Warren Buffett, the fourth richest person in the world, has amassed great wealth by becoming one of history’s most successful investors. Throughout his 87 years he has obtained a net worth of $84 billion and has donated a total of $30.8 billion. His method of investing (value investing) which is extremely easy to follow, and he states time and time again that this method is the best way to invest. If you can learn these principles by which Warren Buffett swears by, you too can amass wealth beyond your dreams.
Investing in Index Funds / Passive Investing
Many Americans do not have the time nor the desire to research the financials of countless companies, learn how to read charts and watch the stock market every day. It’s almost impossible to be a professional trader and keep your day job. Warren Buffett has a strategy used by many if not all the world’s richest and busiest men and women. If you could beat over 90% of mutual funds and hedge funds all while not even trying and almost no fees, would you?
“By periodically investing in an index fund … the know-nothing investor can actually outperform most investment professionals.”
Buffett has stood by index funds since the early 1990s. Index funds are very simple to invest in, hence why they are called passive investments. Investing in these funds are great for people who don’t want to become retail traders (do-it-yourself investors). They are very cheap, diversified, and make consistent annual returns. To learn how to buy these funds and shares of any company read the link below.

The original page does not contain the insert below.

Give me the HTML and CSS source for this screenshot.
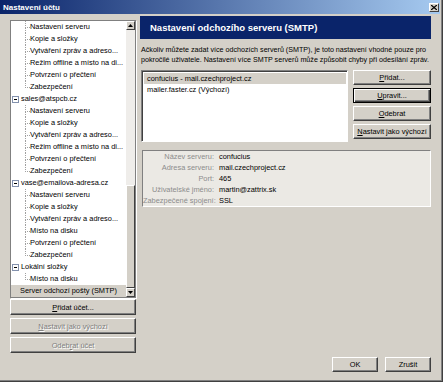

Understanding Value Investing
Warren Buffett follows a method of investing (value investing) which was invented by his former teacher and mentor Benjamin Graham. Value investors look for companies that are valued higher than their actual stock price. They believe that the stock market will always correct a stock’s price by bringing a company’s price down or up to correctly represent its value. Warren Buffett could care less what the stock, economy, or “experts” are saying about a certain company. If the fundamentals are good and the company is growing every year then he believes that the company’s price will, over time, reflect that. He does his research and if he thinks it’s a great company then he will buy and hold.
Typically, you can tell if a company is “under-valued” if a company’s price-to-book ratio or price-to-earnings ratio is lower than average. However, there are many rules and formulas out there that can tell you if a company’s stock price is true to its value.
Value Investing is very opinion based. Because of this, many value investors use different formulas when determining a company’s value. To keep it simple you should invest in stocks more like you would a business.
Also Read: Formula for Value Investing
Investing in Stocks Like Your Investing in Business
Warren Buffett believes that you should think of yourself as “part owner” of the company you invest in. You should only be investing in companies that have stood the test of time and will continue to do so. You should be looking at the company’s financials, their management, and their competition. If you do your research correctly and would have no problem owning part of the company for 10 years then you can invest your money in the company’s stock.
Not concerned with the short term, Warren Buffett has stated, “Our favorite holding period is forever.” The majority of investors lose money in stocks because they buy and sell too often and too soon. Following the value investing strategy can remove this human error and can lead to huge gains.
Investing like this, you avoid making hasty decisions based off of very little information. This way, when the stock price moves in the opposite direction you don’t sell but rather buy more, because you know the price will eventually go up. This strategy of buying more when the price goes down can benefit you greatly. It can reduce the number of bad timing trades that you make as a buy-and-hold strategy removes the timing factor altogether. Also, you can remove the mistake that emotional traders make of buying high and selling low because you’re not selling.
Warning: Trading like this can have catastrophic effects on your portfolio. If you pick the wrong stock and just keep buying on its fall to 0 it can destroy you financially. It is better to take a different strategy of only buying more shares only when you are at a profit. This way if you ever go negative your not just adding to the damage but keeping it to a minimum.
The Power of Compounding Interest
When asked the main reason for how Warren Buffett got so rich, he will say without so much as a heartbeat, “compounding interest.” Einstein has called compounding interest the eighth wonder of the world. If you can stick to Buffett’s simple investing strategy and can put compounding interest on your side, there is no limit to the amount of money you can make.
If you only invested the make a Roth IRA lets you of $18,000 and make an annual return of 7% a year which is what the typical S&P500 index fund will get you, in 24 years you’d be a millionaire. After that, it would only take another 8 years to make your next million. The saying, “money makes money” is so true.
If you want to invest like Warren Buffett invest in a company’s stock like your investing in it’s business for life. Own it and hold it. Don’t make the mistake that too many traders make of buying things and when they go down, start selling. Find a company and know it inside and out. This way the ups and downs are nothing to freak out over but just a small bump in a long and prosperous road. Use compounding interest to make you rich. Invest in a way that can get you a consistent return and hold that for as long as you can. Following these simple steps is probably the easiest way to become a millionaire!